I know it happens, I’ve seen it, I’ve experienced it. And I do have a theory. I think it’s because of the fact that human beings are selfish assholes. I think the reason we don’t feel the loss of some relationships, is we don’t perceive the importance of the relationship based on the person, but on the role that relationship plays in our life right now.We need certain people to play certain roles in our life at different times, and we value them for that. But, as soon as that role is no longer important, the person loses importance as well.

Maybe that’s how relationships deteriorate. People change, and their needs change, and maybe you are just not needed anymore. Your emotional needs are more like baggage, and there is always a breaking point for how much someone’s willing to carry. Maybe that’s why some relationships sustain, when people change together, you know, “You have gaps, I have gaps, together, we fill gaps”.  I think that’s why it’s a little easier later in your life, to cope with your parent’s death as well. You don’t have that strong a need for that role of a guardian and guide anymore.

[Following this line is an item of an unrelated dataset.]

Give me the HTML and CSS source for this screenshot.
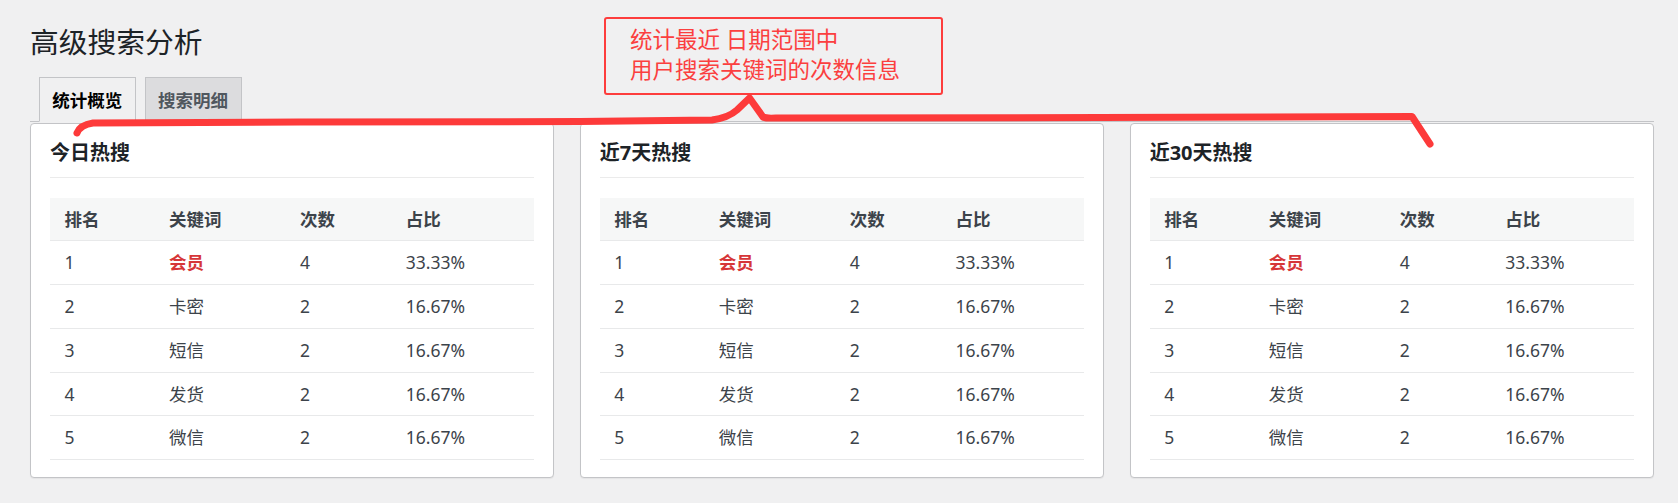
FILE: index.html
```html
<!DOCTYPE html>
<html lang="zh-CN">
<head>
<meta charset="utf-8">
<title>高级搜索分析</title>
<link rel="stylesheet" href="styles.css">
</head>
<body>
<div class="wrap">
  <h1 class="page-title">高级搜索分析</h1>
  <nav class="tabs">
    <a class="tab tab-active">统计概览</a>
    <a class="tab">搜索明细</a>
  </nav>
  <div class="cards">
    <section class="card">
      <h2 class="card-title">今日热搜</h2>
      <table class="rank">
        <colgroup><col class="c1"><col class="c2"><col class="c3"><col></colgroup>
        <thead><tr><th>排名</th><th>关键词</th><th>次数</th><th>占比</th></tr></thead>
        <tbody>
          <tr><td>1</td><td class="hot">会员</td><td>4</td><td>33.33%</td></tr>
          <tr><td>2</td><td>卡密</td><td>2</td><td>16.67%</td></tr>
          <tr><td>3</td><td>短信</td><td>2</td><td>16.67%</td></tr>
          <tr><td>4</td><td>发货</td><td>2</td><td>16.67%</td></tr>
          <tr><td>5</td><td>微信</td><td>2</td><td>16.67%</td></tr>
        </tbody>
      </table>
    </section>
    <section class="card">
      <h2 class="card-title">近7天热搜</h2>
      <table class="rank">
        <colgroup><col class="c1"><col class="c2"><col class="c3"><col></colgroup>
        <thead><tr><th>排名</th><th>关键词</th><th>次数</th><th>占比</th></tr></thead>
        <tbody>
          <tr><td>1</td><td class="hot">会员</td><td>4</td><td>33.33%</td></tr>
          <tr><td>2</td><td>卡密</td><td>2</td><td>16.67%</td></tr>
          <tr><td>3</td><td>短信</td><td>2</td><td>16.67%</td></tr>
          <tr><td>4</td><td>发货</td><td>2</td><td>16.67%</td></tr>
          <tr><td>5</td><td>微信</td><td>2</td><td>16.67%</td></tr>
        </tbody>
      </table>
    </section>
    <section class="card">
      <h2 class="card-title">近30天热搜</h2>
      <table class="rank">
        <colgroup><col class="c1"><col class="c2"><col class="c3"><col></colgroup>
        <thead><tr><th>排名</th><th>关键词</th><th>次数</th><th>占比</th></tr></thead>
        <tbody>
          <tr><td>1</td><td class="hot">会员</td><td>4</td><td>33.33%</td></tr>
          <tr><td>2</td><td>卡密</td><td>2</td><td>16.67%</td></tr>
          <tr><td>3</td><td>短信</td><td>2</td><td>16.67%</td></tr>
          <tr><td>4</td><td>发货</td><td>2</td><td>16.67%</td></tr>
          <tr><td>5</td><td>微信</td><td>2</td><td>16.67%</td></tr>
        </tbody>
      </table>
    </section>
  </div>
</div>
<div class="note">统计最近 日期范围中<br>用户搜索关键词的次数信息</div>
<svg class="scribble" width="1678" height="503" viewBox="0 0 1678 503" aria-hidden="true">
  <path d="M77 133 Q80 125 93 123 L300 122 L580 121.5 L712 120 Q728 118 737 110 L749.5 98 L763 117 Q766 118.5 776 118 L1100 117.5 L1412 116.5 L1430 144" fill="none" stroke="#fd3a3a" stroke-width="7" stroke-linecap="round" stroke-linejoin="round"/>
</svg>
</body>
</html>
```
FILE: styles.css
```css
html, body {
  margin: 0;
  padding: 0;
}
body {
  background: #f0f0f1;
  font-family: "Noto Sans", "Noto Sans CJK SC", sans-serif;
  color: #3c434a;
  width: 1678px;
  height: 503px;
  overflow: hidden;
  position: relative;
}
.wrap {
  padding: 23px 24px 0 30px;
}
.page-title {
  margin: 0;
  font-size: 28.75px;
  line-height: 37.4px;
  font-weight: 400;
  color: #1d2327;
}
.tabs {
  display: flex;
  margin-top: 17px;
  padding-left: 8.75px;
  border-bottom: 1px solid #c3c4c7;
  height: 43.5px;
}
.tab {
  display: block;
  box-sizing: border-box;
  height: 44.5px;
  padding: 6.25px 12.5px;
  line-height: 30px;
  font-size: 17.5px;
  font-weight: 700;
  color: #50575e;
  background: #dcdcde;
  border: 1px solid #c3c4c7;
  margin-right: 8.75px;
  text-decoration: none;
}
.tab-active {
  background: #f0f0f1;
  color: #000;
  border-bottom-color: #f0f0f1;
}
.cards {
  display: flex;
  gap: 25.5px;
  margin-top: 1.5px;
}
.card {
  flex: 1 1 0;
  min-width: 0;
  background: #fff;
  border: 1px solid #c3c4c7;
  border-radius: 4px;
  padding: 0 19px 17px;
  box-shadow: 0 1px 1px rgba(0, 0, 0, 0.05);
}
.card-title {
  margin: 0;
  padding: 15px 0 10px;
  font-size: 20px;
  line-height: 28px;
  font-weight: 700;
  color: #1d2327;
  border-bottom: 1px solid #ebebeb;
}
.rank {
  width: 100%;
  margin-top: 19.3px;
  border-collapse: separate;
  border-spacing: 0;
  table-layout: fixed;
  font-size: 17.5px;
}
.rank .c1 { width: 104.5px; }
.rank .c2 { width: 131px; }
.rank .c3 { width: 105.7px; }
.rank th,
.rank td {
  padding: 0 0 0 14.5px;
  line-height: 42.75px;
  text-align: left;
  border-bottom: 1px solid #e8e9ea;
  white-space: nowrap;
  color: #3c434a;
}
.rank th {
  background: #f6f7f7;
  font-weight: 700;
}
.rank td {
  font-weight: 400;
}
.rank td.hot {
  color: #d63638;
  font-weight: 700;
}
.note {
  position: absolute;
  left: 604.3px;
  top: 17.3px;
  width: 338.4px;
  height: 77.7px;
  box-sizing: border-box;
  border: 2px solid #fd3d3d;
  border-radius: 3px;
  padding: 6px 0 0 23.7px;
  font-size: 22.5px;
  line-height: 30px;
  color: #fb3f3f;
  font-weight: 400;
}
.scribble {
  position: absolute;
  left: 0;
  top: 0;
  pointer-events: none;
}
```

Maybe.. but your guess is just as good as mine..

Ramblings about relationships

I used to mock this one friend, whose girl(friend) was kind of moody, got angry frequently, yelled a lot. And although admittedly she’s a fun person when she isn’t being all that, I always advised him.. dude is she worth it for you? Is the drama worth the good times?

These days, I feel I was being a complete idiot 😛

I mean relationships form themselves, you don’t really work actively to develop a relationship with somebody. Even if you do, if there isn’t some genuine feeling behind the action, you both know it. ‘Salesman’ class of people can fool you for some time, but some cracks start to emerge.. eventually. If a relationship is developing, even by conscious effort, beyond a certain point, it’s out of your control.. it’ll keep it’s own pace.. it’ll grow or not grow naturally.. you can’t force it beyond.

And when  a relationship has formed, this is it. It’s a part of you now. There’s no fear or at least there shouldn’t be. You don’t fear your best friend’s gonna choose another friend and then he’s not gonna be a part of your life. Even if that happens, you don’t fear it, or at least you shouldn’t, because it’s out of your hands now, the relationship will charter it’s own course. It’s alive, actively affected by other’s thoughts and actions.

And why I feel like a fool for saying what I said? Because relationships aren’t business transactions, they’re not logical.. they’re random. You can choose to rip it out of your life,sure, but it’s gonna leave scars.. it’s gonna take a part of you with itself. You’ll feel the suffering of the relationship as it rots. And the relationship truly isn’t worth it when it’s being yanked on and pulled because of your actions, or the other person’s actions or the society’s actions. And you’re willing to suffer the pain of cutting a part of yourself because the pain of that thread slowly pulling apart is just too much to bear.

Maybe my opinion will change. Maybe I’ll realize that you can manage relationships logically without feeling you’re putting on an act. Maybe it’ll not feel so fake. Maybe.. it does come naturally to some people.. maybe sociopaths are the ones who really have it all figured out.